TASK TO CARRY OUT: State only how many lines below include the string "TypeScript".

Dataset excerpt
* * * * *
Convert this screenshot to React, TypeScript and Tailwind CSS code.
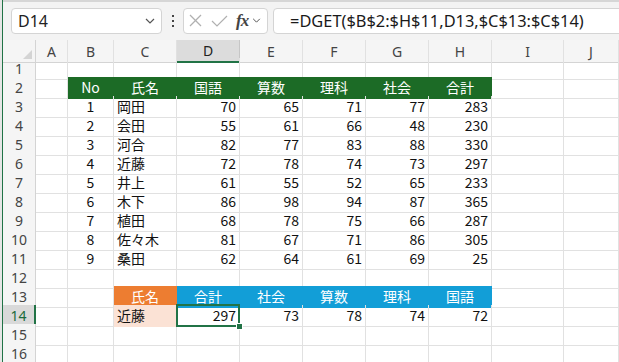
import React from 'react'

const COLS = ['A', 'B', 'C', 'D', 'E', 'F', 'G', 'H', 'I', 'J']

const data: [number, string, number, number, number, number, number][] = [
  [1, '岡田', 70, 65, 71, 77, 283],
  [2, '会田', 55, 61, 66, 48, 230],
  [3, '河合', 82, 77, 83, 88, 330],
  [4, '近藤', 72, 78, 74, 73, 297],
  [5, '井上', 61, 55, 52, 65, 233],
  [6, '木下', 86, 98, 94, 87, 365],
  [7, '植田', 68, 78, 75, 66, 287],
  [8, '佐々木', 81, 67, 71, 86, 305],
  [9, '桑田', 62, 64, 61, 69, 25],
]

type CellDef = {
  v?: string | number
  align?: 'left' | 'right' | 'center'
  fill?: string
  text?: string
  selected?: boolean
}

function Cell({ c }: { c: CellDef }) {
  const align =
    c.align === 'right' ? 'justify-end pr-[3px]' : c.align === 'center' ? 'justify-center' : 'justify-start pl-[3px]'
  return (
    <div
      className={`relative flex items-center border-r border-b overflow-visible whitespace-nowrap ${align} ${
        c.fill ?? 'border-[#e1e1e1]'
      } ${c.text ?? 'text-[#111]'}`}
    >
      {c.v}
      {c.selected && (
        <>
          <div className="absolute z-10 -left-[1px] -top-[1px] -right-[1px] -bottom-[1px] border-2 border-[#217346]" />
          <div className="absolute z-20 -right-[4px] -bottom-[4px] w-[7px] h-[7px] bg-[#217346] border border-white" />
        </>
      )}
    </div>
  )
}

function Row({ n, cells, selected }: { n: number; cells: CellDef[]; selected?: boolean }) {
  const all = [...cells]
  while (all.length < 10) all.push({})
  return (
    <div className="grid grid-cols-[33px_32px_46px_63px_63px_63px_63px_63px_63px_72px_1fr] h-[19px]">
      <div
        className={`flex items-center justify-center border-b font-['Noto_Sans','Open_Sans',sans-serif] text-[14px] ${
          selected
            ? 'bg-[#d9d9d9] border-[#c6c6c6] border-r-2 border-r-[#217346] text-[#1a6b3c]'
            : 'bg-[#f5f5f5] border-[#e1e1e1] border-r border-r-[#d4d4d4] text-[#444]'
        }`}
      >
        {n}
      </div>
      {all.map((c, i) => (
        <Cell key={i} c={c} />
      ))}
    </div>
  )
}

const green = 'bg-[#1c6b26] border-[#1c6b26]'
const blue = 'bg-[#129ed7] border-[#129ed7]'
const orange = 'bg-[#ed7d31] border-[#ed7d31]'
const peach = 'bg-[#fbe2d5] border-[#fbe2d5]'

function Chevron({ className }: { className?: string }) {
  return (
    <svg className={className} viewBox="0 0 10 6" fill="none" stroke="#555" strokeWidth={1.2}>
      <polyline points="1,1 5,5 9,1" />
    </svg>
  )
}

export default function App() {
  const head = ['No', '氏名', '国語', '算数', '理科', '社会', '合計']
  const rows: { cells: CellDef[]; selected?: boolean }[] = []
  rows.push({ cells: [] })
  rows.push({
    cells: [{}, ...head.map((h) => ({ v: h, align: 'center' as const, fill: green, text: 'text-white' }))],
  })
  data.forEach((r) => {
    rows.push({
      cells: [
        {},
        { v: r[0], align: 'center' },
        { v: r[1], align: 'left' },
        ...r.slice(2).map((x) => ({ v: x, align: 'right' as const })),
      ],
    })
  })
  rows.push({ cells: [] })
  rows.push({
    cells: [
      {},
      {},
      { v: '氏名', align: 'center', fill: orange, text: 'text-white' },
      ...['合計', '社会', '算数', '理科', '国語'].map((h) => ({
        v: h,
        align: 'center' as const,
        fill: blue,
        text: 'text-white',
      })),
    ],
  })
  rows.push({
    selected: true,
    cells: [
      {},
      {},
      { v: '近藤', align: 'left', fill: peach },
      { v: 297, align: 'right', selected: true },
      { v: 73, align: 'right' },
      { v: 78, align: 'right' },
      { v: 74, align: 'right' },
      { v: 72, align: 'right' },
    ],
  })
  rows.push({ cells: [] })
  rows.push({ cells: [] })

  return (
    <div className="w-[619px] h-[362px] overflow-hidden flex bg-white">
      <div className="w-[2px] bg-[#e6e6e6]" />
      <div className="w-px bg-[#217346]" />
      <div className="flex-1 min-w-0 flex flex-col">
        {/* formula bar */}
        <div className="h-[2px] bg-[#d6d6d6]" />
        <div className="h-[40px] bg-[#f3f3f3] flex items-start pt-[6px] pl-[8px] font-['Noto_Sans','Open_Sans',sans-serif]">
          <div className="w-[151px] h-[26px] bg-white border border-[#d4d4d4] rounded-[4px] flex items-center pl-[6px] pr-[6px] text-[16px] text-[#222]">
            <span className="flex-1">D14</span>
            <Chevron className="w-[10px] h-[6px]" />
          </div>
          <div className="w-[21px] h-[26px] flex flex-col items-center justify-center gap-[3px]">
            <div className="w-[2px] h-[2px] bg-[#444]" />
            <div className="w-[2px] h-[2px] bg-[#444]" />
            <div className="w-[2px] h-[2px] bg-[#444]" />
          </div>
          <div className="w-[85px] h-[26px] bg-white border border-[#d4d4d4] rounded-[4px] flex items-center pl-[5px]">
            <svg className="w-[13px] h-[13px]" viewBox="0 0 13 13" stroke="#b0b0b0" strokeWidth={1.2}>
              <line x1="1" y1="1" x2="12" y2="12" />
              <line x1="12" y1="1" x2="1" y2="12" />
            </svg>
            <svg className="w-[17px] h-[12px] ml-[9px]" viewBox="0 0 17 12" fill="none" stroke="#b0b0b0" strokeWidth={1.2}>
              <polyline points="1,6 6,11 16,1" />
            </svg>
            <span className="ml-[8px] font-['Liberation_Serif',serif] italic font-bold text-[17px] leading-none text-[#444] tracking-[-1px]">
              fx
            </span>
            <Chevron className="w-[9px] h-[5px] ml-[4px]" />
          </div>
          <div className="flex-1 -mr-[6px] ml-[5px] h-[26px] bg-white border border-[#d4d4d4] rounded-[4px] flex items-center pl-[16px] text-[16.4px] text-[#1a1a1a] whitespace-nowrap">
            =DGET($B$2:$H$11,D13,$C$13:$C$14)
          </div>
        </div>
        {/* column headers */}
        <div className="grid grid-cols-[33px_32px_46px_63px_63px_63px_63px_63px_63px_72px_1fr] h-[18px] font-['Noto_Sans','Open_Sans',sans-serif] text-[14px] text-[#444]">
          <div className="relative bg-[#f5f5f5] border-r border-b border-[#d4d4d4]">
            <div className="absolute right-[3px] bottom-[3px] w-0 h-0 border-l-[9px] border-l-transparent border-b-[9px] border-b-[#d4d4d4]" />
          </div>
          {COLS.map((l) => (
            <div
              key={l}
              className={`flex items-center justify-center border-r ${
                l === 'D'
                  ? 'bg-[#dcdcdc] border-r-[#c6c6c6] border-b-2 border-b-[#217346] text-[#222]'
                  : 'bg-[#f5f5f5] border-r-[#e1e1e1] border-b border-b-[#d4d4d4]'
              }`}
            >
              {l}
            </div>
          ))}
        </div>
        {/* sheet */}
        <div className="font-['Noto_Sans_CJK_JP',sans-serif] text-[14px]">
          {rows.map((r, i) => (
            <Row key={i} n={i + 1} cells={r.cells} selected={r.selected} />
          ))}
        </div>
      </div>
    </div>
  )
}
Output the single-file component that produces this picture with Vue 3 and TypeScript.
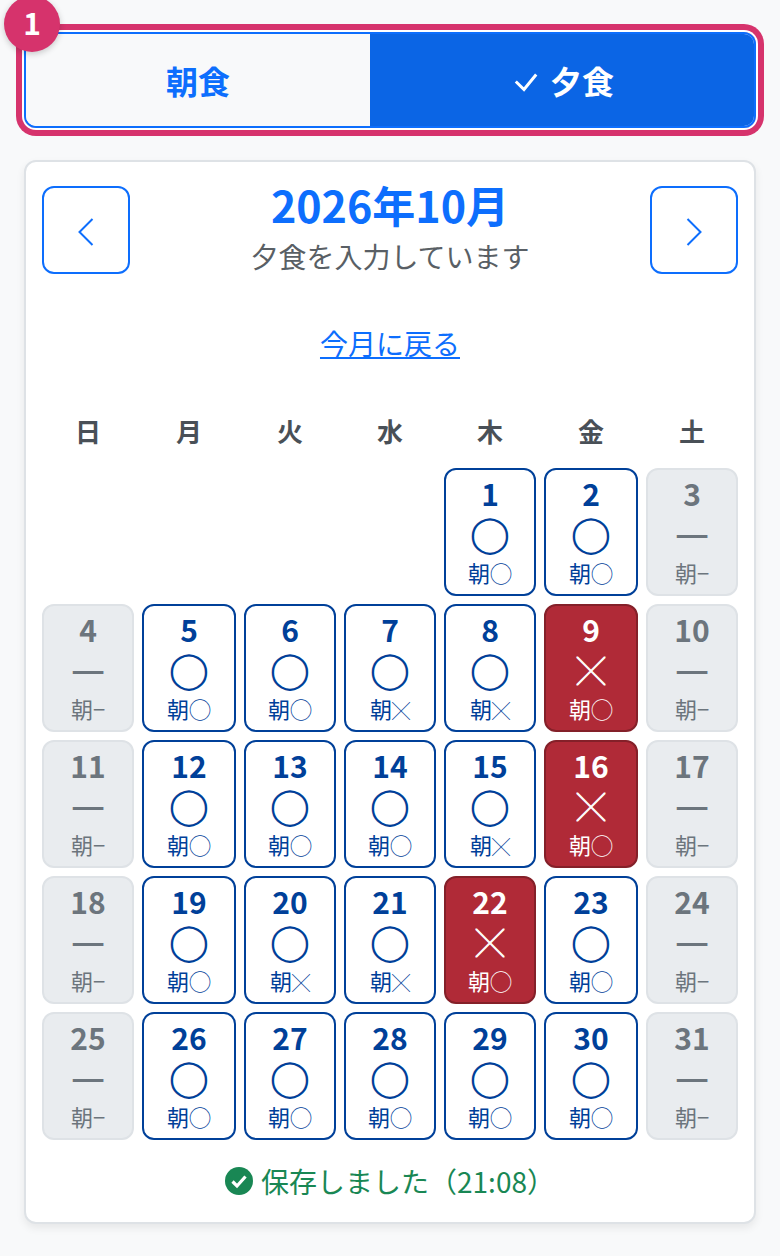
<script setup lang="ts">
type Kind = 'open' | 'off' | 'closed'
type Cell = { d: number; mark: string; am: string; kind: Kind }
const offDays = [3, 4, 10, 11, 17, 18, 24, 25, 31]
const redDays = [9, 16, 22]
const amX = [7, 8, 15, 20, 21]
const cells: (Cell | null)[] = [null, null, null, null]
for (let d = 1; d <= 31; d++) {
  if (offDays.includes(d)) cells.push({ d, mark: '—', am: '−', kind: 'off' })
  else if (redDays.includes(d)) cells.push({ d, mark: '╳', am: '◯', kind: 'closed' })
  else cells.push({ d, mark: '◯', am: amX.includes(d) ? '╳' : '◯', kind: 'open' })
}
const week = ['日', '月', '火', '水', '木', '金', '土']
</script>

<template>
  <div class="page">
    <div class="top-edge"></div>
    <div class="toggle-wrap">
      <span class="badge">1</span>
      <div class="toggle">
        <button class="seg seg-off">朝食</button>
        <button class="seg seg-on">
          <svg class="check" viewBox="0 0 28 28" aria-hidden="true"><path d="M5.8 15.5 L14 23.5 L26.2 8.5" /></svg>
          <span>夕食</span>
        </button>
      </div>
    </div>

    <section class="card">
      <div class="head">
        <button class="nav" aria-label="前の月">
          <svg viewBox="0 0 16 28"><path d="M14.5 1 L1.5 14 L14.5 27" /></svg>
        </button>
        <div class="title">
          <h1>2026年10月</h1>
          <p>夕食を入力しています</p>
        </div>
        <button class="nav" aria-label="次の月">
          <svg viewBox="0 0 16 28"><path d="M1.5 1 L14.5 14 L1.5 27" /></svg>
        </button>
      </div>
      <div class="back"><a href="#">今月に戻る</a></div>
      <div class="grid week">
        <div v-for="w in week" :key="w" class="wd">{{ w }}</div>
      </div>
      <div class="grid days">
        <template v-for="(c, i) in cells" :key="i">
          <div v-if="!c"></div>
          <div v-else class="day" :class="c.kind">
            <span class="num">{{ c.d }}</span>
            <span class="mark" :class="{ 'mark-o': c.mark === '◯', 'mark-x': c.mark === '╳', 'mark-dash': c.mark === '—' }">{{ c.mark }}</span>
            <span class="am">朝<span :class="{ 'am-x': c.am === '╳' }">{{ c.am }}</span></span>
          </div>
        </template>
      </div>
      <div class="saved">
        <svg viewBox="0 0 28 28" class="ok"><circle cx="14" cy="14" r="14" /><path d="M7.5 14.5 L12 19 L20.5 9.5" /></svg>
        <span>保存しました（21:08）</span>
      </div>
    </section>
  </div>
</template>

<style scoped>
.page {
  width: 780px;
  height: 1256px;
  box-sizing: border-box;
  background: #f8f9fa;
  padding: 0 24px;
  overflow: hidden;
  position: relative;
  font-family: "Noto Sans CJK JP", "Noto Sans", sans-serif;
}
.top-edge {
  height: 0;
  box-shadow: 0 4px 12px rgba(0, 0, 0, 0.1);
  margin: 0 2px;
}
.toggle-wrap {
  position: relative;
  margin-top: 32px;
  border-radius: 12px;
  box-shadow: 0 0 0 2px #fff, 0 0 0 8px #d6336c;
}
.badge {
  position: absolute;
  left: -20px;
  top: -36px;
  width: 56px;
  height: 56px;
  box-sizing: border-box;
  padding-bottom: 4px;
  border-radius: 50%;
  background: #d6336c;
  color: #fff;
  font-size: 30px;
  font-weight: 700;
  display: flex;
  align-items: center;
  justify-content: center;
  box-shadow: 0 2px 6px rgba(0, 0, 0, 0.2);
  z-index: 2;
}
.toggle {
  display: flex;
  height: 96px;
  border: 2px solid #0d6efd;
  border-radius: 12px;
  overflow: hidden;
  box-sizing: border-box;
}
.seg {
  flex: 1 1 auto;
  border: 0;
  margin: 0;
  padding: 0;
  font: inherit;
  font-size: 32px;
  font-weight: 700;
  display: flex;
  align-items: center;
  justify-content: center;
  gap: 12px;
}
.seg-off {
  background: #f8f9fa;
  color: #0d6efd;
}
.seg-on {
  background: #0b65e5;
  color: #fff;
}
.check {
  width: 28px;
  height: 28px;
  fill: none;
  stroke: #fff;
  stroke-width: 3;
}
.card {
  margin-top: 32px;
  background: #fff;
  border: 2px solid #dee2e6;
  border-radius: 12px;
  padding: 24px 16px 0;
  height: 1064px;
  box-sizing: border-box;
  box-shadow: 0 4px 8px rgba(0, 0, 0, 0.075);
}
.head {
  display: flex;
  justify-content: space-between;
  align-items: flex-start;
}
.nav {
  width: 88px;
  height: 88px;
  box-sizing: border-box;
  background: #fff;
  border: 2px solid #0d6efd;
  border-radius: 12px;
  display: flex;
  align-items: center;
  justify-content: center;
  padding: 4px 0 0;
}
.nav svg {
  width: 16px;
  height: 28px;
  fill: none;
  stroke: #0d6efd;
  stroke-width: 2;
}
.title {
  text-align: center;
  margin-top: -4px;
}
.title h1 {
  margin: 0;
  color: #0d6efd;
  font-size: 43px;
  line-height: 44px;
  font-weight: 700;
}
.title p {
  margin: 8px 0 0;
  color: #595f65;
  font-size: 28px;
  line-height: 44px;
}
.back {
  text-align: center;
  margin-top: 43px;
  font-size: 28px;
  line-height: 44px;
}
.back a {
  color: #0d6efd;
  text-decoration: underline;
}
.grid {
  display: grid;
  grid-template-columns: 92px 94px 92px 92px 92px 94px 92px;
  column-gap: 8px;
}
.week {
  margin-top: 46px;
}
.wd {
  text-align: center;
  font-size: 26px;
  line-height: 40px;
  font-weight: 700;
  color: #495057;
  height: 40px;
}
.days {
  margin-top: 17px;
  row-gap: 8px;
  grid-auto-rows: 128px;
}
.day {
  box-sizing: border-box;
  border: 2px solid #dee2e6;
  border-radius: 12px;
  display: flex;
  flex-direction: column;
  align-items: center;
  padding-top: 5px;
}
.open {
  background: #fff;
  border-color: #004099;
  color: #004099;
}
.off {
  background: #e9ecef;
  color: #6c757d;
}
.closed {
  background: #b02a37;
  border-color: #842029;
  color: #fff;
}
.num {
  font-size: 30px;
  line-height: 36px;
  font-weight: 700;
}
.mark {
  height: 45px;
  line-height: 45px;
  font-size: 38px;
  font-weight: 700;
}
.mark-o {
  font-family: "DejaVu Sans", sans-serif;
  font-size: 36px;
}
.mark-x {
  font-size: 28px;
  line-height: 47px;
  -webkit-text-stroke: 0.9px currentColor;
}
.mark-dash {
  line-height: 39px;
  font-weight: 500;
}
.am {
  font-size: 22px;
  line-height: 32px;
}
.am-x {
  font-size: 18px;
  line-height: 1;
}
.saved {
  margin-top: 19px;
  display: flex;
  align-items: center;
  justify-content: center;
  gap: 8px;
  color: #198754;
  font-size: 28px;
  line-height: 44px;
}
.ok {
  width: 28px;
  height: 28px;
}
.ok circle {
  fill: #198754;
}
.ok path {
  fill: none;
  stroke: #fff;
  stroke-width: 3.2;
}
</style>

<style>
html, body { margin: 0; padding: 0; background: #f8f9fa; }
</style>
* * * * *
EXERCISE RESULT: 2